[BEGIN]
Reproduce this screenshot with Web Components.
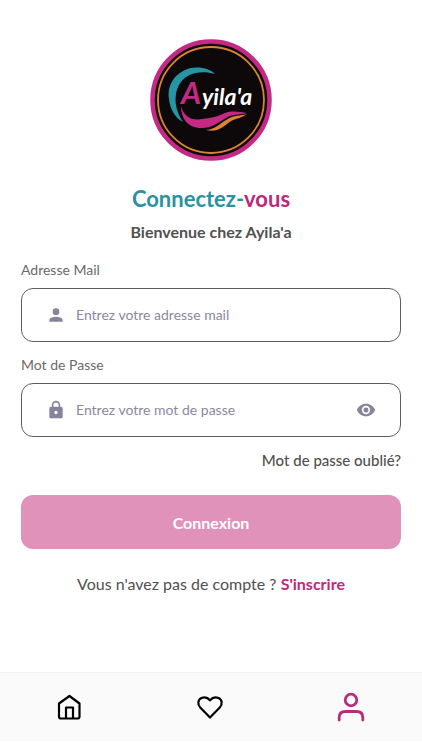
<!DOCTYPE html>
<html lang="fr">
<head>
<meta charset="UTF-8">
<meta name="viewport" content="width=device-width, initial-scale=1">
<title>Ayila'a - Connexion</title>
<style>
    body {
        margin: 0;
        background-color: #fff;
        color: #505050;
        font-family: Lato, "Open Sans", sans-serif;
    }
</style>
</head>
<body>
<login-page></login-page>

<script>
class AyilaaLogo extends HTMLElement {
    connectedCallback() {
        this.attachShadow({ mode: 'open' });
        this.shadowRoot.innerHTML = `
            <style>
                :host {
                    display: block;
                    width: 122px;
                }
                svg {
                    display: block;
                    width: 100%;
                }
                text {
                    font-family: Lato, sans-serif;
                    font-style: italic;
                    font-weight: 700;
                }
            </style>
            <svg viewBox="0 0 122 122" role="img" aria-label="Ayila'a">
                <circle cx="61" cy="61" r="58.5" fill="#0d0809" stroke="#c42a83" stroke-width="4.5"/>
                <circle cx="61" cy="61" r="53" fill="none" stroke="#dc8430" stroke-width="1.8"/>
                <path d="M65 35 C59 28 43 26 33 32 C22 38 17 49 19 60 C20 70 25 79 33 83 C25 71 23 57 29 46 C36 34 50 31 65 35Z" fill="#2595a5"/>
                <path d="M31 67 C34 78 42 82 52 80 C62 79 69 77 75 74 C82 71 91 73 97 74 C89 76 82 75 76 79 C68 84 60 90 49 89 C38 88 31 80 31 67Z" fill="#c42a83"/>
                <path d="M56 91 C66 90 70 84 78 80 C84 76 90 77 97 75 C92 79 87 79 81 82 C73 88 67 94 56 91Z" fill="#dc8430"/>
                <text x="31" y="65" font-size="31" fill="#c42a83">A</text>
                <text x="52" y="66" font-size="23" fill="#fff">yila'a</text>
            </svg>
        `;
    }
}

class FormField extends HTMLElement {
    connectedCallback() {
        const type = this.getAttribute('type') || 'text';
        this.attachShadow({ mode: 'open' });
        this.shadowRoot.innerHTML = `
            <style>
                :host {
                    display: block;
                }
                label {
                    display: block;
                    margin-bottom: 8px;
                    color: #6a6a6a;
                    font-size: 14px;
                    line-height: 20px;
                }
                .box {
                    display: flex;
                    align-items: center;
                    box-sizing: border-box;
                    height: 54px;
                    padding: 0 24px;
                    border: 1px solid #5e5e5e;
                    border-radius: 12px;
                    color: #86839a;
                }
                .box:focus-within {
                    border-color: #2595a5;
                }
                input {
                    flex: 1;
                    min-width: 0;
                    margin-left: 10px;
                    padding: 0;
                    border: 0;
                    outline: 0;
                    background: none;
                    color: #505050;
                    font: inherit;
                    font-size: 14px;
                    line-height: 20px;
                }
                input::placeholder {
                    color: #8b889e;
                    opacity: 1;
                }
                button {
                    padding: 0;
                    border: 0;
                    background: none;
                    color: inherit;
                    cursor: pointer;
                }
                svg, ::slotted(svg) {
                    display: block;
                    width: 20px;
                    height: 20px;
                    fill: currentColor;
                }
            </style>
            <label for="input">${this.getAttribute('label')}</label>
            <div class="box">
                <slot></slot>
                <input id="input" type="${type}" placeholder="${this.getAttribute('placeholder')}">
                ${type === 'password' ? `
                <button type="button" aria-label="Afficher le mot de passe">
                    <svg viewBox="0 0 24 24"><path d="M12 4.5C7 4.5 2.7 7.6 1 12c1.7 4.4 6 7.5 11 7.5s9.3-3.1 11-7.5c-1.7-4.4-6-7.5-11-7.5zM12 17a5 5 0 1 1 0-10 5 5 0 0 1 0 10zm0-8a3 3 0 1 0 0 6 3 3 0 0 0 0-6z"/></svg>
                </button>` : ''}
            </div>
        `;

        const input = this.shadowRoot.querySelector('input');
        const toggle = this.shadowRoot.querySelector('button');
        if (toggle) {
            toggle.addEventListener('click', () => {
                input.type = input.type === 'password' ? 'text' : 'password';
            });
        }
    }
}

class PrimaryButton extends HTMLElement {
    connectedCallback() {
        this.attachShadow({ mode: 'open' });
        this.shadowRoot.innerHTML = `
            <style>
                :host {
                    display: block;
                }
                button {
                    width: 100%;
                    height: 54px;
                    border: 0;
                    border-radius: 12px;
                    background-color: #e092ba;
                    color: white;
                    font: inherit;
                    font-size: 16px;
                    font-weight: 700;
                    cursor: pointer;
                }
            </style>
            <button type="button"><slot></slot></button>
        `;
    }
}

class BottomNav extends HTMLElement {
    connectedCallback() {
        this.attachShadow({ mode: 'open' });
        this.shadowRoot.innerHTML = `
            <style>
                :host {
                    display: block;
                    background-color: #fafafa;
                    border-top: 1px solid #f0f0f0;
                }
                nav {
                    display: grid;
                    grid-template-columns: repeat(3, 1fr);
                    height: 68px;
                }
                a {
                    display: flex;
                    align-items: center;
                    justify-content: center;
                    color: #000;
                }
                a.active {
                    color: #b92b78;
                }
                svg {
                    width: 32px;
                    height: 32px;
                    fill: none;
                    stroke: currentColor;
                    stroke-width: 2.2;
                    stroke-linecap: round;
                    stroke-linejoin: round;
                }
                .active svg {
                    stroke-width: 2.8;
                }
            </style>
            <nav>
                <a href="#accueil" aria-label="Accueil">
                    <svg viewBox="0 0 32 32"><path d="M15.5 5 L25.5 12.500 V25.500 Q25.500 27.500 23.500 27.500 H7 Q5 27.500 5 25.500 V12.500 Z M12 27 V16.500 H19 V27"/></svg>
                </a>
                <a href="#favoris" aria-label="Favoris">
                    <svg viewBox="0 0 32 32"><path d="M15 26.500 L5.200 16.500 C2.200 13.500 2.900 8.500 6.500 7 C9.500 5.800 12.500 6.300 15 9.300 C17.500 6.300 20.500 5.800 23.500 7 C27.100 8.500 27.800 13.500 24.800 16.500 Z"/></svg>
                </a>
                <a href="#profil" class="active" aria-label="Profil">
                    <svg viewBox="0 0 32 32"><circle cx="15" cy="9" r="5.800"/><path d="M3.200 29 V26.500 Q3.200 20.500 9.500 20.500 H20.500 Q26.800 20.500 26.800 26.500 V29"/></svg>
                </a>
            </nav>
        `;
    }
}

class LoginPage extends HTMLElement {
    connectedCallback() {
        this.attachShadow({ mode: 'open' });
        this.shadowRoot.innerHTML = `
            <style>
                :host {
                    display: flex;
                    flex-direction: column;
                    box-sizing: border-box;
                    min-height: 100vh;
                    padding-bottom: 9px;
                }
                main {
                    flex: 1;
                    padding: 39px 21px 24px;
                }
                ayilaa-logo {
                    margin: 0 auto;
                }
                h1 {
                    margin: 22px 0 5px;
                    color: #2b91a0;
                    font-size: 22px;
                    font-weight: 700;
                    line-height: 32px;
                    text-align: center;
                }
                h1 span, .signup a {
                    color: #bd2878;
                }
                h2 {
                    margin: 0 0 16px;
                    font-size: 16px;
                    font-weight: 700;
                    line-height: 24px;
                    text-align: center;
                }
                form {
                    display: flex;
                    flex-direction: column;
                    gap: 13px;
                }
                a {
                    color: inherit;
                    text-decoration: none;
                }
                .forgot {
                    align-self: flex-end;
                    font-size: 15px;
                    font-weight: 500;
                    line-height: 20px;
                }
                primary-button {
                    margin-top: 12px;
                }
                .signup {
                    margin: 23px 0 0;
                    font-size: 16px;
                    line-height: 24px;
                    text-align: center;
                }
                .signup a {
                    font-weight: 700;
                }
            </style>
            <main>
                <ayilaa-logo></ayilaa-logo>
                <h1>Connectez-<span>vous</span></h1>
                <h2>Bienvenue chez Ayila'a</h2>
                <form>
                    <form-field type="email" label="Adresse Mail" placeholder="Entrez votre adresse mail">
                        <svg viewBox="0 0 24 24"><path d="M12 12a4 4 0 1 0 0-8 4 4 0 0 0 0 8zm0 2c-2.7 0-8 1.3-8 4v2h16v-2c0-2.7-5.3-4-8-4z"/></svg>
                    </form-field>
                    <form-field type="password" label="Mot de Passe" placeholder="Entrez votre mot de passe">
                        <svg viewBox="0 0 24 24"><path d="M18 8h-1V6A5 5 0 0 0 7 6v2H6a2 2 0 0 0-2 2v10a2 2 0 0 0 2 2h12a2 2 0 0 0 2-2V10a2 2 0 0 0-2-2zm-6 9a2 2 0 1 1 0-4 2 2 0 0 1 0 4zm3.1-9H8.9V6a3.1 3.1 0 0 1 6.2 0z"/></svg>
                    </form-field>
                    <a href="#oublie" class="forgot">Mot de passe oublié?</a>
                    <primary-button>Connexion</primary-button>
                </form>
                <p class="signup">Vous n'avez pas de compte ? <a href="#inscription">S'inscrire</a></p>
            </main>
            <bottom-nav></bottom-nav>
        `;
    }
}

customElements.define('ayilaa-logo', AyilaaLogo);
customElements.define('form-field', FormField);
customElements.define('primary-button', PrimaryButton);
customElements.define('bottom-nav', BottomNav);
customElements.define('login-page', LoginPage);
</script>
</body>
</html>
[END]
■ TASK PROMPT
Leave out the pictures. Transcribe only the lines above, from the first through the one that contains "<login-page></login-page>".

■ THE OUTPUT
Reproduce this screenshot with Web Components.
<!DOCTYPE html>
<html lang="fr">
<head>
<meta charset="UTF-8">
<meta name="viewport" content="width=device-width, initial-scale=1">
<title>Ayila'a - Connexion</title>
<style>
    body {
        margin: 0;
        background-color: #fff;
        color: #505050;
        font-family: Lato, "Open Sans", sans-serif;
    }
</style>
</head>
<body>
<login-page></login-page>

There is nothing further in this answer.